Dataset content.
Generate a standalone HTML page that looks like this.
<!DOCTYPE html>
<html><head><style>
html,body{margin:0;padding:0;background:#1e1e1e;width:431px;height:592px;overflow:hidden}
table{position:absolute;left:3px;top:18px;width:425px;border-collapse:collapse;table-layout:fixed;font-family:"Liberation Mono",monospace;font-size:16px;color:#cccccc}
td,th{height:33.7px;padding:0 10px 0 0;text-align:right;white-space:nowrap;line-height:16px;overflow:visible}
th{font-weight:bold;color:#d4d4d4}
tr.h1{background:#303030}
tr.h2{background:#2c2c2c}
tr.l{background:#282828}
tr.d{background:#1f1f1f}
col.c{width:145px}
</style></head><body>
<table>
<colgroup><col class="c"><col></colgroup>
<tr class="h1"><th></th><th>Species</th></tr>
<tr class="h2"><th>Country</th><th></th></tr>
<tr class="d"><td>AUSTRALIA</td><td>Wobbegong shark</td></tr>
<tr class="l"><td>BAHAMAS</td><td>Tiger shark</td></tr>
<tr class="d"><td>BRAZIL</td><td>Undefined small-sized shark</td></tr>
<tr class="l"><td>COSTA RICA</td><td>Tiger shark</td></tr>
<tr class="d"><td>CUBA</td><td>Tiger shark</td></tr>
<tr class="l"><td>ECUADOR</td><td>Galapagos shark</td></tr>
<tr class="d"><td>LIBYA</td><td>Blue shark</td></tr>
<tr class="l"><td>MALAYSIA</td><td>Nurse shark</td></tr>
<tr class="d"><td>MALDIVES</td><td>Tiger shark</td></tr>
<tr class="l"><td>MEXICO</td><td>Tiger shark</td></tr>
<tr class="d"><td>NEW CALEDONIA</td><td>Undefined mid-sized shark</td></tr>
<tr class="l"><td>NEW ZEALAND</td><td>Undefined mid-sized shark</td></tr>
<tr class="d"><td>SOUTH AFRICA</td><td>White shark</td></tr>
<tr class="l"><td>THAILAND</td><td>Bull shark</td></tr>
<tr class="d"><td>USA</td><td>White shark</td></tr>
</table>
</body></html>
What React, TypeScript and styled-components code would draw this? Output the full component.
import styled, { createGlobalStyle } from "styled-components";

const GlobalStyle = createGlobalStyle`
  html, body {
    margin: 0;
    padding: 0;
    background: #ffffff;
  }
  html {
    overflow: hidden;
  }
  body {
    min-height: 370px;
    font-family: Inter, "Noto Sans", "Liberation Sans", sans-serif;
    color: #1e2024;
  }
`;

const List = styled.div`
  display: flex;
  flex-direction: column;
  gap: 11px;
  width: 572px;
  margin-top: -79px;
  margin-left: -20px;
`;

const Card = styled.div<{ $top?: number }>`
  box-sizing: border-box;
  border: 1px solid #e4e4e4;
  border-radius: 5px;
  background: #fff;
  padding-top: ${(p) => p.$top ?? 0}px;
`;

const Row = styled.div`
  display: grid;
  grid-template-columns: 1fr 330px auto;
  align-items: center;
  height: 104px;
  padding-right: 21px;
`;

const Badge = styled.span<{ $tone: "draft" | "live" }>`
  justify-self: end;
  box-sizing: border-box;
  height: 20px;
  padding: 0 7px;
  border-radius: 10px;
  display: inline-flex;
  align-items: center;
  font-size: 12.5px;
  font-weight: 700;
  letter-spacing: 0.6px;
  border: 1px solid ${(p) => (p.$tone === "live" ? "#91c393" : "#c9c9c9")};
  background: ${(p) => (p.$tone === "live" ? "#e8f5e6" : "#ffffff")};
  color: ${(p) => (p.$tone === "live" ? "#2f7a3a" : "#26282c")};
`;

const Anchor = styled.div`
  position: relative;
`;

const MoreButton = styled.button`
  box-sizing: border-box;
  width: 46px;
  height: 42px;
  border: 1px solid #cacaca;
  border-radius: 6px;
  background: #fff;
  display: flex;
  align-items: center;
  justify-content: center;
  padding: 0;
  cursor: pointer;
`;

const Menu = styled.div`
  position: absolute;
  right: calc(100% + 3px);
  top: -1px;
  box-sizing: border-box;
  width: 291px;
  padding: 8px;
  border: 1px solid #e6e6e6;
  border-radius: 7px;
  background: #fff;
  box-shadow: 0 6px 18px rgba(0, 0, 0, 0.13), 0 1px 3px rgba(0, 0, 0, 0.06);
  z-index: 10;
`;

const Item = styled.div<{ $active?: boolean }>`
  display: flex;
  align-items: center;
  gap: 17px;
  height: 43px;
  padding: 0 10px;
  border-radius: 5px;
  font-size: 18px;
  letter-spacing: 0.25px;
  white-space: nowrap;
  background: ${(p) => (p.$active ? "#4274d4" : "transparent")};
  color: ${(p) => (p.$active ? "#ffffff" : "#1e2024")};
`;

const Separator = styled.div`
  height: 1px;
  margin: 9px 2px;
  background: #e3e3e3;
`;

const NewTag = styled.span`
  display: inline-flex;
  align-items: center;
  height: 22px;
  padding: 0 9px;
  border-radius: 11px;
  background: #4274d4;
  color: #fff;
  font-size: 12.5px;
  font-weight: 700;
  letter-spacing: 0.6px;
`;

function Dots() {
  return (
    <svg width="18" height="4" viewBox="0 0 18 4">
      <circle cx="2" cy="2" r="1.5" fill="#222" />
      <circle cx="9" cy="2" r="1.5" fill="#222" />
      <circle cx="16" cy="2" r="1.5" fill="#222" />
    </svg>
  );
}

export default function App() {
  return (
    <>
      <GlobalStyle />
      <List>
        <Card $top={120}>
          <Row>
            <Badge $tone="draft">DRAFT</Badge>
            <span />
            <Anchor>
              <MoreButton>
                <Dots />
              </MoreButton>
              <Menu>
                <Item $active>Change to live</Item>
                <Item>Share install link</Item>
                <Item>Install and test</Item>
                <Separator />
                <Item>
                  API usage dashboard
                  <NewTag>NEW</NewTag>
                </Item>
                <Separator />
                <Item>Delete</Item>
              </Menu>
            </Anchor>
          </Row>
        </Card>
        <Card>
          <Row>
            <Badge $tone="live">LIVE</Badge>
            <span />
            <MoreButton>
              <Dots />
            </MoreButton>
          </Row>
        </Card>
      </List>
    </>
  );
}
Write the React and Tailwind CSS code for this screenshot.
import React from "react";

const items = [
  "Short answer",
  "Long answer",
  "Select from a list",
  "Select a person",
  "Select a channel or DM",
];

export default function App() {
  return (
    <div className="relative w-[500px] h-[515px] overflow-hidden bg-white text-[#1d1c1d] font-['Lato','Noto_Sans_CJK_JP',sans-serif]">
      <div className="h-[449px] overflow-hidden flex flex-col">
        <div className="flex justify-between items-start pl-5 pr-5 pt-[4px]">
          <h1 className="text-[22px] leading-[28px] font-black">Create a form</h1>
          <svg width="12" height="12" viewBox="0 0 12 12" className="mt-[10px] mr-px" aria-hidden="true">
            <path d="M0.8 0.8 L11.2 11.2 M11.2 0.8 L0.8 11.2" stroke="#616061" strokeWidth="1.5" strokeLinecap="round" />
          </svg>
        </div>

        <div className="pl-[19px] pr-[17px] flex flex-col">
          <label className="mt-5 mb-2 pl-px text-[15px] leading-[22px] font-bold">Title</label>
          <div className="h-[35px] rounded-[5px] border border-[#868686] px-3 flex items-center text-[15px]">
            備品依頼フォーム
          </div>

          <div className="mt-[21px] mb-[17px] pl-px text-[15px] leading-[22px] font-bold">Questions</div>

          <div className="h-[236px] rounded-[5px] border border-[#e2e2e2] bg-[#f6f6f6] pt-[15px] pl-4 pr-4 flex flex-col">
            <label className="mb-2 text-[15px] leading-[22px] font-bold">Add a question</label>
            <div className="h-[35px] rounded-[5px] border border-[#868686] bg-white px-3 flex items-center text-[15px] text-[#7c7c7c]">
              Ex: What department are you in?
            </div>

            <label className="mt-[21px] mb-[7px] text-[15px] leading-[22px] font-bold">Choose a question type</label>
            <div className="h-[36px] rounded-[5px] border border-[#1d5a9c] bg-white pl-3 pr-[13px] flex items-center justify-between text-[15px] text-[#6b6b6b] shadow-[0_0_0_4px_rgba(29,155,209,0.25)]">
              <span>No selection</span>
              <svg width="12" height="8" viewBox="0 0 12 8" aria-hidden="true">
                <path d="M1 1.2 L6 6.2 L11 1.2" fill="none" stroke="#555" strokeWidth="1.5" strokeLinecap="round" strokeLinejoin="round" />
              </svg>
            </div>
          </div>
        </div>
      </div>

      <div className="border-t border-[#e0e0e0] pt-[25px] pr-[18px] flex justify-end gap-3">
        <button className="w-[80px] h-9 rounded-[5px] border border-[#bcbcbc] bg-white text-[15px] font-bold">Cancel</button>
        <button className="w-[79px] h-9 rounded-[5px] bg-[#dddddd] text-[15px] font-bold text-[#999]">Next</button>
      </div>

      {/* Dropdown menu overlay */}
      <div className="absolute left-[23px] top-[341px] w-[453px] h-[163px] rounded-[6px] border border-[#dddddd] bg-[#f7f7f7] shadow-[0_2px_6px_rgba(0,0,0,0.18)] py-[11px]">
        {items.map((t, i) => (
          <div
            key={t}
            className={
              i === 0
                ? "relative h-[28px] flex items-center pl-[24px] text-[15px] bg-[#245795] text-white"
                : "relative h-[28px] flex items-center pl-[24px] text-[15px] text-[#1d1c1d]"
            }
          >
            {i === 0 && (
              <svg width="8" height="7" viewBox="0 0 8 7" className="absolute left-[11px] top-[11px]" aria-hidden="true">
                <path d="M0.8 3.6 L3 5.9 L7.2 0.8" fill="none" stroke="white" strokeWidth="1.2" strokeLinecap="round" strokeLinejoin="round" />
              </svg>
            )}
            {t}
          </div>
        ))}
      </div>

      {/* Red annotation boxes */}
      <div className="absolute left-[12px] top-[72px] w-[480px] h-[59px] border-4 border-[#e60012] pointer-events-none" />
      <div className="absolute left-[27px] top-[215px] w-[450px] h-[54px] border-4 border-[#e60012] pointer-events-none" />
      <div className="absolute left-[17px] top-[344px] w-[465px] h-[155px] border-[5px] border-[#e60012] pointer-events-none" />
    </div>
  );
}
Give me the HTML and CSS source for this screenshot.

Brief. In the lines above, find each one with "styled" and list it.

Response for this exercise.
What React, TypeScript and styled-components code would draw this? Output the full component.
import styled, { createGlobalStyle } from "styled-components";
const List = styled.div`
const Card = styled.div<{ $top?: number }>`
const Row = styled.div`
const Badge = styled.span<{ $tone: "draft" | "live" }>`
const Anchor = styled.div`
const MoreButton = styled.button`
const Menu = styled.div`
const Item = styled.div<{ $active?: boolean }>`
const Separator = styled.div`
const NewTag = styled.span`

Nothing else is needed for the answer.